One model needs its own modality

from rs_embed import (
    export_batch,
    ExportModelRequest,
    ExportTarget,
    PointBuffer,
    TemporalSpec,
)

export_batch(
    spatials=[PointBuffer(121.5, 31.2, 2048)],
    temporal=TemporalSpec.range("2022-06-01", "2022-09-01"),
    models=[ExportModelRequest("terrafm", modality="s1")],
    target=ExportTarget.combined("exports/terrafm_s1_run"),
    backend="gee",
)

Shared fetch override across models

from rs_embed import FetchSpec, export_batch, ExportTarget, PointBuffer, TemporalSpec

export_batch(
    spatials=[PointBuffer(121.5, 31.2, 2048)],
    temporal=TemporalSpec.range("2022-06-01", "2022-09-01"),
    models=["remoteclip", "prithvi"],
    fetch=FetchSpec(scale_m=10),
    target=ExportTarget.combined("exports/shared_sampling"),
)

One model needs its own variant

from rs_embed import (
    export_batch,
    ExportModelRequest,
    ExportTarget,
    PointBuffer,
    TemporalSpec,
)

export_batch(
    spatials=[PointBuffer(121.5, 31.2, 2048)],
    temporal=TemporalSpec.range("2022-06-01", "2022-09-01"),
    models=[ExportModelRequest.configure("thor", variant="large")],
    target=ExportTarget.combined("exports/thor_large_run"),
    backend="gee",
)

Runtime Behavior You Usually Need to Know

Inference scheduling

Model scheduling is serial, so one model runs at a time.
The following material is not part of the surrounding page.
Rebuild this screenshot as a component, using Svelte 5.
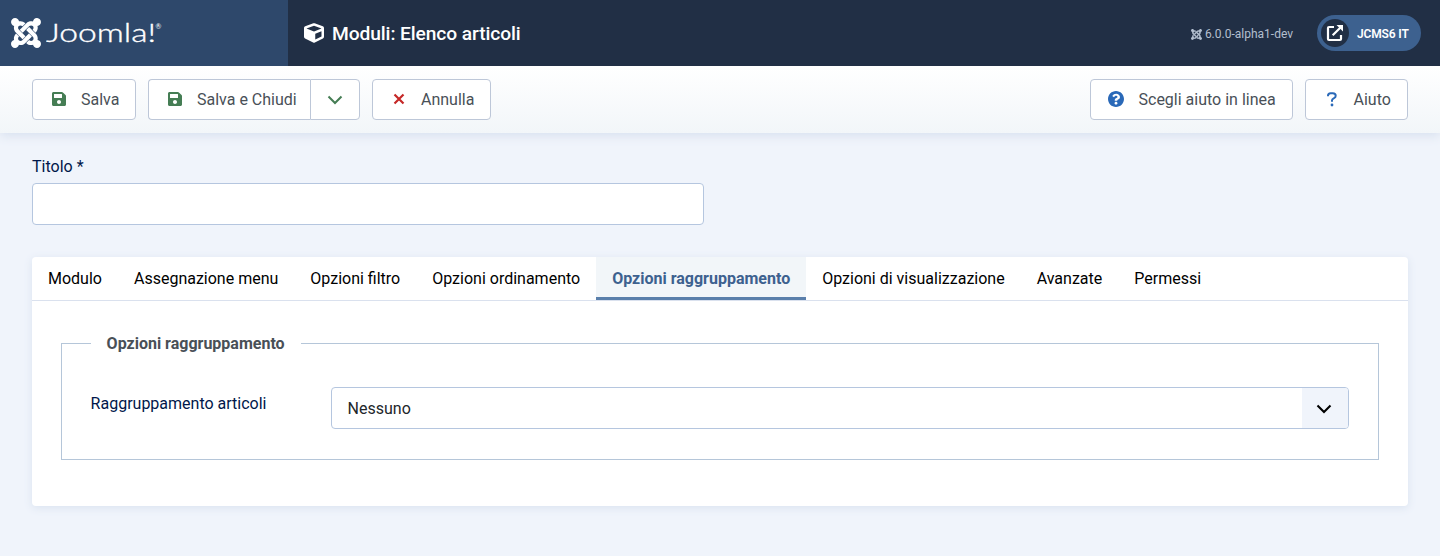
<script>
  const joomla = 'M.6 92.1C.6 58.8 27.4 32 60.4 32c30 0 54.5 21.9 59.2 50.2 32.6-7.6 67.1.6 96.5 30l-44.3 44.3c-20.5-20.5-42.6-16.3-55.4-3.5-14.3 14.3-14.3 37.9 0 52.2l99.5 99.5-44 44.3c-87.7-87.2-49.7-49.7-99.8-99.7-26.8-26.5-35-64.8-24.8-98.9C20.4 144.6.6 120.7.6 92.1zm129.5 116.4l44.3 44.3c10-10 89.7-89.7 99.7-99.8 14.3-14.3 37.6-14.3 51.9 0 12.8 12.8 17 35-3.5 55.4l44 44.3c31.2-31.2 38.5-67.6 28.9-101.2 29.2-4.1 51.9-29.2 51.9-59.5 0-33.2-26.8-60.1-59.8-60.1-30.3 0-55.4 22.5-59.5 51.6-33.8-9.9-71.7-1.5-98.3 25.1-18.3 19.1-71.1 71.5-99.6 99.9zm266.3 152.2c8.2-32.7-.9-68.5-26.3-93.9-11.8-12.2 5 4.7-99.5-99.7l-44.3 44.3 99.7 99.7c14.3 14.3 14.3 37.6 0 51.9-12.8 12.8-35 17-55.4-3.5l-44 44.3c27.6 30.2 68 38.8 102.7 28 5.5 27.4 29.7 48.1 58.9 48.1 33 0 59.8-26.8 59.8-60.1 0-30.2-22.5-55-51.6-59.1zm-84.3-53.1l-44-44.3c-87 86.4-50.4 50.4-99.7 99.8-14.3 14.3-37.6 14.3-51.9 0-13.1-13.4-16.9-35.3 3.2-55.4l-44-44.3c-30.2 30.2-38 65.2-29.5 98.3-26.7 6-46.2 29.9-46.2 58.2C0 453.2 26.8 480 59.8 480c28.6 0 52.5-19.8 58.6-46.7 32.7 8.2 68.5-.6 94.2-26 32.1-32 12.2-12.4 99.5-99.7z';
  const tabs = ['Modulo', 'Assegnazione menu', 'Opzioni filtro', 'Opzioni ordinamento', 'Opzioni raggruppamento', 'Opzioni di visualizzazione', 'Avanzate', 'Permessi'];
  let active = $state(4);
</script>

{#snippet saveIcon()}
  <svg class="ic save" viewBox="0 32 448 448"><path d="M433.941 129.941l-83.882-83.882A48 48 0 0 0 316.118 32H48C21.49 32 0 53.49 0 80v352c0 26.51 21.49 48 48 48h352c26.51 0 48-21.49 48-48V163.882a48 48 0 0 0-14.059-33.941zM224 416c-35.346 0-64-28.654-64-64 0-35.346 28.654-64 64-64s64 28.654 64 64c0 35.346-28.654 64-64 64zm96-304.52V212c0 6.627-5.373 12-12 12H76c-6.627 0-12-5.373-12-12V108c0-6.627 5.373-12 12-12h228.52c3.183 0 6.235 1.264 8.485 3.515l3.48 3.48A11.996 11.996 0 0 1 320 111.48z" /></svg>
{/snippet}

<header>
  <div class="brand">
    <svg class="mark" viewBox="0 32 448 448"><path d={joomla} /></svg>
    <svg class="word" width="120" height="32" viewBox="0 0 120 32">
      <text x="0" y="25" font-size="24.5" textLength="110" lengthAdjust="spacingAndGlyphs" stroke="#fff" stroke-width="0.35">Joomla!</text>
      <text x="109.500" y="12" font-size="7" font-weight="400">®</text>
    </svg>
  </div>
  <div class="heading">
    <svg class="cube" viewBox="0 0 512 512"><path d="M239.1 6.3l-208 78c-18.7 7-31.1 25-31.1 45v225.1c0 18.2 10.3 34.8 26.5 42.9l208 104c13.5 6.8 29.4 6.8 42.9 0l208-104c16.3-8.1 26.5-24.8 26.5-42.9V129.3c0-20-12.4-37.9-31.1-44.9l-208-78C262 2.2 250 2.2 239.1 6.3zM256 68.4l192 72v1.1l-192 78-192-78v-1.1l192-72zm32 356V275.5l160-65v133.9l-160 80z" /></svg>
    <h1>Moduli: Elenco articoli</h1>
  </div>
  <div class="version"><svg viewBox="0 32 448 448"><path d={joomla} /></svg><span>6.0.0-alpha1-dev</span></div>
  <div class="site">
    <span class="disc">
      <svg width="18" height="18" viewBox="0 0 18 18"><path d="M8 3H3Q2 3 2 4V15Q2 16 3 16H14Q15 16 15 15V11M6.700 11.300L14.500 3.500" fill="none" stroke="#fff" stroke-width="2.2" /><path d="M10.500 1H17V7.500Z" fill="#fff" /></svg>
    </span>
    <b>JCMS6 IT</b>
  </div>
</header>

<div class="toolbar">
  <button class="w1">{@render saveIcon()}<span>Salva</span></button>
  <div class="group">
    <button class="w2">{@render saveIcon()}<span>Salva e Chiudi</span></button>
    <button class="w3" aria-label="Altre opzioni"><svg width="16" height="10" viewBox="0 0 16 10"><path d="M1.500 1.500L8 8L14.500 1.500" fill="none" stroke="#457d54" stroke-width="2" /></svg></button>
  </div>
  <button class="w4"><svg class="cross" width="12" height="12" viewBox="0 0 12 12"><path d="M1.500 1.500L10.500 10.500M10.500 1.500L1.500 10.500" stroke="#c52827" stroke-width="2.200" /></svg><span>Annulla</span></button>
  <i class="spring"></i>
  <button class="w5"><svg class="ic help" viewBox="8 8 496 496"><path d="M504 256c0 136.997-111.043 248-248 248S8 392.997 8 256C8 119.083 119.043 8 256 8s248 111.083 248 248zM262.655 90c-54.497 0-89.255 22.957-116.549 63.758-3.536 5.286-2.353 12.415 2.715 16.258l34.699 26.31c5.205 3.947 12.621 3.008 16.665-2.122 17.864-22.658 30.113-35.797 57.303-35.797 20.429 0 45.698 13.148 45.698 32.958 0 14.976-12.363 22.667-32.534 33.976C247.128 238.528 216 254.941 216 296v4c0 6.627 5.373 12 12 12h56c6.627 0 12-5.373 12-12v-1.333c0-28.462 83.186-29.647 83.186-106.667 0-58.002-60.165-102-116.531-102zM256 338c-25.365 0-46 20.635-46 46 0 25.364 20.635 46 46 46s46-20.636 46-46c0-25.365-20.635-46-46-46z" /></svg><span>Scegli aiuto in linea</span></button>
  <button class="w6"><svg class="quest" width="10" height="15" viewBox="0 0 10 15"><path d="M1 4.200V3.700Q1 1.200 3.600 1.200H5.800Q8.700 1.200 8.700 3.700Q8.700 5.300 7 6.200Q5 7.200 5 8.300V9.700" fill="none" stroke="#2a69b8" stroke-width="2" /><circle cx="5" cy="13" r="1.400" fill="#2a69b8" /></svg><span>Aiuto</span></button>
</div>

<main>
  <label for="title">Titolo *</label>
  <input id="title" type="text" />
  <section>
    <nav>
      {#each tabs as tab, i}
        <button class="tab" class:on={i === active} onclick={() => (active = i)}>{tab}</button>
      {/each}
    </nav>
    <fieldset>
      <legend>Opzioni raggruppamento</legend>
      <div class="row">
        <span class="name">Raggruppamento articoli</span>
        <div class="select">
          <span>Nessuno</span>
          <i><svg width="16" height="10" viewBox="0 0 16 10"><path d="M1.500 1.500L8 8L14.500 1.500" fill="none" stroke="#000" stroke-width="2.100" /></svg></i>
        </div>
      </div>
    </fieldset>
  </section>
</main>

<style>
  :global(body) { margin: 0; background: #f0f4fb; font: 16px/24px Roboto, sans-serif; color: #22262a; height: 556px; overflow: hidden; }
  :global(*) { box-sizing: border-box; }
  svg { display: block; flex: none; }
  header { position: relative; z-index: 1; height: 66px; background: #212f45; display: flex; align-items: center; color: #fff; padding-right: 19px; }
  .brand { width: 288px; height: 66px; background: #2e486b; display: flex; align-items: center; padding-left: 11px; }
  .mark { width: 30px; height: 30px; fill: #fff; }
  .word { margin-left: 5px; fill: #fff; font-family: Lato, sans-serif; font-weight: 300; }
  .heading { display: flex; align-items: center; flex: 1; padding-left: 16px; }
  .cube { width: 20px; height: 20px; fill: #fff; }
  h1 { font-size: 19.2px; line-height: 24px; font-weight: 500; letter-spacing: -.09px; margin: 0 0 0 8px; padding-top: 1px; }
  .version { display: flex; align-items: center; gap: 3px; font-size: 12px; color: #b3bfcf; margin-right: 24px; padding-top: 2px; }
  .version svg { width: 11px; height: 11px; fill: #b3bfcf; }
  .site { width: 104px; height: 36px; border-radius: 18px; background: #3d618f; display: flex; align-items: center; padding-left: 4px; }
  .disc { width: 28px; height: 28px; border-radius: 50%; background: #212f45; display: flex; align-items: center; justify-content: center; }
  .site b { font-size: 12px; font-weight: 600; letter-spacing: -.15px; margin-left: 8px; white-space: nowrap; padding-top: 2px; }
  .toolbar { height: 67px; padding: 0 32px; display: flex; gap: 12px; align-items: center; background: linear-gradient(#fff, #f2f6f9); box-shadow: 0 3px 10px #d8e1ef; }
  button { font: inherit; margin: 0; }
  .toolbar button { height: 41px; border: 1px solid #bdc7d8; border-radius: 4px; background: #fff; color: #495057; display: flex; align-items: center; padding: 0; white-space: nowrap; }
  .group { display: flex; }
  .ic { width: 14px; height: 14px; margin-left: 19px; margin-top: -1px; }
  .save { fill: #457d54; }
  .toolbar span { margin-left: 15px; }
  .toolbar .w1 { width: 104px; }
  .toolbar .w2 { width: 162px; border-radius: 4px 0 0 4px; border-right: 0; }
  .toolbar .w3 { width: 50px; border-radius: 0 4px 4px 0; justify-content: center; padding-right: 1px; }
  .toolbar .w4 { width: 119px; }
  .cross { margin-left: 20px; margin-top: -1px; }
  .toolbar .w4 span { margin-left: 16px; }
  .spring { flex: 1; }
  .toolbar .w5 { width: 203px; }
  .help { width: 16px; height: 16px; fill: #2a69b8; margin-left: 17px; }
  .toolbar .w5 span { margin-left: 14.5px; }
  .toolbar .w6 { width: 103px; }
  .quest { margin-left: 21px; margin-top: -1px; }
  .toolbar .w6 span { margin-left: 16.5px; }
  main { padding: 22px 32px 0; }
  label { display: block; color: #00174a; }
  input { display: block; width: 672px; height: 42px; margin: 4px 0 32px; border: 1px solid #b5c6df; border-radius: 4px; background: #fff; padding: 8px 16px; font: inherit; }
  section { height: 249px; background: #fff; border-radius: 4px; box-shadow: 0 2px 8px #dae3f0; }
  nav { display: flex; height: 44px; border-bottom: 1px solid #dae1ee; }
  .tab { border: 0; background: none; padding: 0 16px; height: 43px; color: #000; white-space: nowrap; }
  .tab:first-child { border-radius: 4px 0 0 0; }
  .tab.on { background: #f2f6f9; color: #3d618f; font-weight: 700; box-shadow: inset 0 -3px #5a7fab; }
  fieldset { margin: 30px 29px 0; border: 1px solid #b5c6d9; height: 129px; padding: 0 29px; }
  legend { padding: 0 16px 0 15.6px; font-weight: 700; color: #495057; height: 24px; line-height: 26px; }
  .row { display: flex; padding-top: 32px; }
  .name { width: 240px; color: #00174a; padding-top: 5px; margin-left: -.4px; margin-right: .4px; }
  .select { flex: 1; height: 42px; border: 1px solid #b5c6df; border-radius: 4px; display: flex; align-items: center; justify-content: space-between; padding-left: 15.6px; overflow: hidden; }
  .select span { padding-top: 2px; }
  .select i { width: 46px; height: 40px; background: #f0f4fb; display: flex; align-items: center; justify-content: center; padding: 2px 2px 0 0; }
</style>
Batch inference is used when the embedder supports it, and GPU or accelerator backends benefit the most from that path.

Per-item vs combined mode

per_item mode writes one artifact per ROI, while combined mode writes one merged artifact for the run. Combined mode also keeps the older behavior of preferring batch model APIs when possible.

Input reuse

If provider-backed export is used and both save_inputs=True and save_embeddings=True, rs-embed reuses the fetched input patch for both writing and embedding inference instead of downloading it twice.

Simple rule

Start with ExportTarget.combined(...) + ExportConfig(). Add ExportModelRequest.configure(...) only for the few models that need per-model sensor, fetch, modality, or variant overrides.